Vittorio Agnoletto ha seguito per noi il festival del cinema di Locarno e come avviene ormai da diversi anni, ci racconta le sue impressioni e le riflessioni che ne scaturiscono. I 9 articoli che da oggi seguiranno con cadenza giornaliera non sono dei testi di critica cinematografica, ma appunti, stimoli e pensieri che Vittorio condivide con i nostri lettori. Nelle prossime settimane alcuni di questi film usciranno in diverse città italiane che ospitano rassegne e festival. Buona lettura e …buona visione.

Dopo un anno di pausa forzata a causa della pandemia anche il Festival del cinema di Locarno ha riaperto i battenti; un’edizione, la 74°, con un numero minore di partecipanti, realizzata nel rispetto delle regole sul distanziamento e l’uso della mascherina e con l’obbligo di prenotare in anticipo il posto attraverso un App a ciò dedicata.

Forte è stato il contrasto tra un Festival segnato profondamente, nell’organizzazione ma anche nell’ambiente cittadino circostante, dalle conseguenze della pandemia e le circa duecento pellicole che si susseguivano sugli schermi nelle quali, essendo state girate in epoca pre-Covid, non vi era traccia alcuna dell’infezione che sta condizionando la vita in tutto il pianeta.
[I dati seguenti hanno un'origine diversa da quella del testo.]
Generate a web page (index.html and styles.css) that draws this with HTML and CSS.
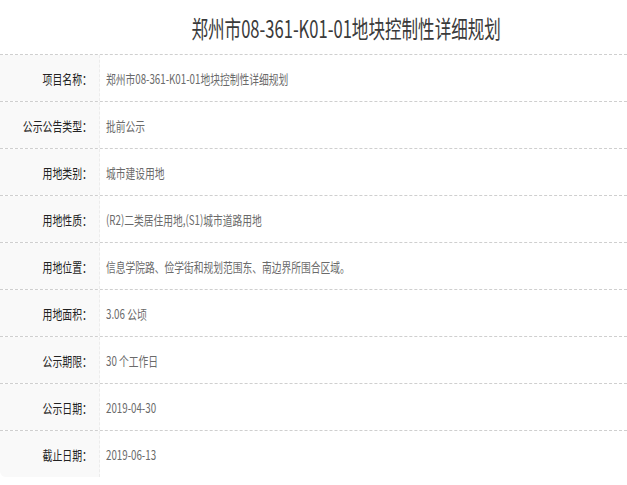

Due mondi, quello della realtà odierna e quello proiettato, che, soprattutto all’inizio del Festival, hanno suscitato negli spettatori qualche sorpresa e anche riportato nella superficie delle coscienze una dialettica interiore, non sempre facile da metabolizzare.

La libertà e l’onnipotenza dei movimenti, che ci restituivano gli schermi, erano qualcosa che ben conoscevamo, che apparteneva al nostro passato, recente ma ormai lontano e che oggi incarna l’anelito di ognuno per il proprio futuro.
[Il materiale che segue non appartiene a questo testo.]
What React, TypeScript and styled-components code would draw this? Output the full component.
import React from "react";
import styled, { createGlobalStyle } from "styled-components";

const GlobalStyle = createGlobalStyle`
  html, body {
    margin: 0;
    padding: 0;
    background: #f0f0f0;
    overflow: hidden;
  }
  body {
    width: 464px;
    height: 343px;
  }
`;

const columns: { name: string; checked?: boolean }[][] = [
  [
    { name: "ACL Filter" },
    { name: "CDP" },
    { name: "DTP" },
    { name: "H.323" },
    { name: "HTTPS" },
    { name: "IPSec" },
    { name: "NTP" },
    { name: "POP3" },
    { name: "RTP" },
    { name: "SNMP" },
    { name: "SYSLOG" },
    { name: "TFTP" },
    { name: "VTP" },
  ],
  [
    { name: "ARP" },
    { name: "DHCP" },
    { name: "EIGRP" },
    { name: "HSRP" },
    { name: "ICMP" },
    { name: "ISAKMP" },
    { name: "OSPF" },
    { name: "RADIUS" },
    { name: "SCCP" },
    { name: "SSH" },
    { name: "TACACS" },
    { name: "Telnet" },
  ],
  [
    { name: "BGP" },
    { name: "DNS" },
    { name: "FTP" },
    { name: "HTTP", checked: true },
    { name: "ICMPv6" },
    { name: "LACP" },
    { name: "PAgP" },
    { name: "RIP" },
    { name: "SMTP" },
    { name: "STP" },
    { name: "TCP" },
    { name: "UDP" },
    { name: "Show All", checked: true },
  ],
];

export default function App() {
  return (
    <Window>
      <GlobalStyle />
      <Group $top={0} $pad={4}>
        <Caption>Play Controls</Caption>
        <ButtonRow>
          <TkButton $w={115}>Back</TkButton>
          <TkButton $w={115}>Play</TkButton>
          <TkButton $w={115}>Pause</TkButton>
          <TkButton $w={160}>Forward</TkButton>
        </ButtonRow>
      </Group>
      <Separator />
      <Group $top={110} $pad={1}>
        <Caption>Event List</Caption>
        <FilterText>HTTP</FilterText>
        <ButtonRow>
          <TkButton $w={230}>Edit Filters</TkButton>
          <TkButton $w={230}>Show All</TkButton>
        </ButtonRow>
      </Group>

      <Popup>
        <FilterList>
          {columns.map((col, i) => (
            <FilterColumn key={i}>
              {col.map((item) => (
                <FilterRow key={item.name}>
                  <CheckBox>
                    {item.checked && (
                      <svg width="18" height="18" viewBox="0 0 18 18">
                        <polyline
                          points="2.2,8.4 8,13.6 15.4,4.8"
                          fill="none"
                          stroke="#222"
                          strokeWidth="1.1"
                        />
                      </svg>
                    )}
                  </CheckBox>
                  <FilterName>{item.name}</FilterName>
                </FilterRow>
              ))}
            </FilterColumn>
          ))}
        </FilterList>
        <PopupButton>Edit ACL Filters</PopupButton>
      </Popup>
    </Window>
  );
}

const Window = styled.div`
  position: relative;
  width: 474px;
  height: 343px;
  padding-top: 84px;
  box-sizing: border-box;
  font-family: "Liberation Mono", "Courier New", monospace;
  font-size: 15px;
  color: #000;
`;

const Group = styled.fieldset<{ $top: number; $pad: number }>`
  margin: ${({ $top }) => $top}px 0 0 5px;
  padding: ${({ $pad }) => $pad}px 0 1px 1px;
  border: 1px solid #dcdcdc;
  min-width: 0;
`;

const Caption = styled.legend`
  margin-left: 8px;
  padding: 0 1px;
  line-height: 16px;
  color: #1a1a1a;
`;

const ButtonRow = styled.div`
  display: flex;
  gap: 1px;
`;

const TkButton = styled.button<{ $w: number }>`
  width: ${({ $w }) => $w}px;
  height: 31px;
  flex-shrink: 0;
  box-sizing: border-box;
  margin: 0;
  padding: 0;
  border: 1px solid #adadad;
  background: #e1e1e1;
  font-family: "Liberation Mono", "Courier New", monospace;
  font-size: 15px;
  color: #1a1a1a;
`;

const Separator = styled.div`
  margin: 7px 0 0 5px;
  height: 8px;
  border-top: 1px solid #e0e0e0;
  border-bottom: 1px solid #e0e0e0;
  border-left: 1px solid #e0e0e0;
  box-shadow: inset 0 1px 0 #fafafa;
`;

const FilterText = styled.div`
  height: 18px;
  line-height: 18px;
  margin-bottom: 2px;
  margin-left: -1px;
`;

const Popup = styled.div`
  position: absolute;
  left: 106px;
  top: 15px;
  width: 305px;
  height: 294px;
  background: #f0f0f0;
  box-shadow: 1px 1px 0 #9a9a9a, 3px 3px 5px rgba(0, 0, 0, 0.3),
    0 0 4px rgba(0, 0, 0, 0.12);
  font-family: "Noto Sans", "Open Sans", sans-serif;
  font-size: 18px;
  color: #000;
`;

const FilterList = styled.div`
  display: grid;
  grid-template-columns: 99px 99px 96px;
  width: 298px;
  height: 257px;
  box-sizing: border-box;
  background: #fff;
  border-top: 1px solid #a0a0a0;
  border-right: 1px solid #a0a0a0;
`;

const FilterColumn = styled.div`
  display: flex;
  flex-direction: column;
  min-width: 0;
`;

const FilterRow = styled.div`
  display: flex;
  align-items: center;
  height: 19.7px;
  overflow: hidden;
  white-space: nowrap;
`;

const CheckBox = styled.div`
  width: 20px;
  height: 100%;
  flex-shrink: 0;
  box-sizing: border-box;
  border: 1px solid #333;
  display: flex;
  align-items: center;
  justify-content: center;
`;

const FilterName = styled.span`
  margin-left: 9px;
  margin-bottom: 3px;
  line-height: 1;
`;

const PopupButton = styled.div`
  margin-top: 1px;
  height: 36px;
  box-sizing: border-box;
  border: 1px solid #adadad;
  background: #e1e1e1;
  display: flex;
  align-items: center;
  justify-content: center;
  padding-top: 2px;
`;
Pochissimi, tra le tante pellicole che ho visto, i film che in qualche modo richiamavano la pandemia; tra questi: “The Sadness (La tristezza) prodotto a Taiwan del regista Rob Jabbaz, presentato fuori concorso: un horror, concentrato di crudeltà e violenza; “Zeros and Onesdi Abel Ferrara e “I Giganti” di Bonifacio Angius, ambedue inseriti nel concorso internazionale, nei quali il contesto pandemico condiziona, seppure in modo differente, lo scenario nel quale si sviluppano i film.

Un’edizione del festival che, sotto la direzione artistica di Giona A. Nazzaro, ha inserito nel palinsesto generi di film tra loro molto differenti, dando spazio, nel concorso internazionale, anche a pellicole più leggere, commedie capaci di far sorridere, che normalmente faticano a trovare posto a Locarno. Un atto di coraggio che il pubblico ha apprezzato, cogliendo anche i messaggi, tutt’altro che scontati, comunicati attraverso battute e narrazioni creative, come nel caso del catalano “Sis dies corrrents” (Sei giorni di fila) della regista Neus Ballùs e del serbo “Nebesa” (Paradiso) di Srdan Dragojevic.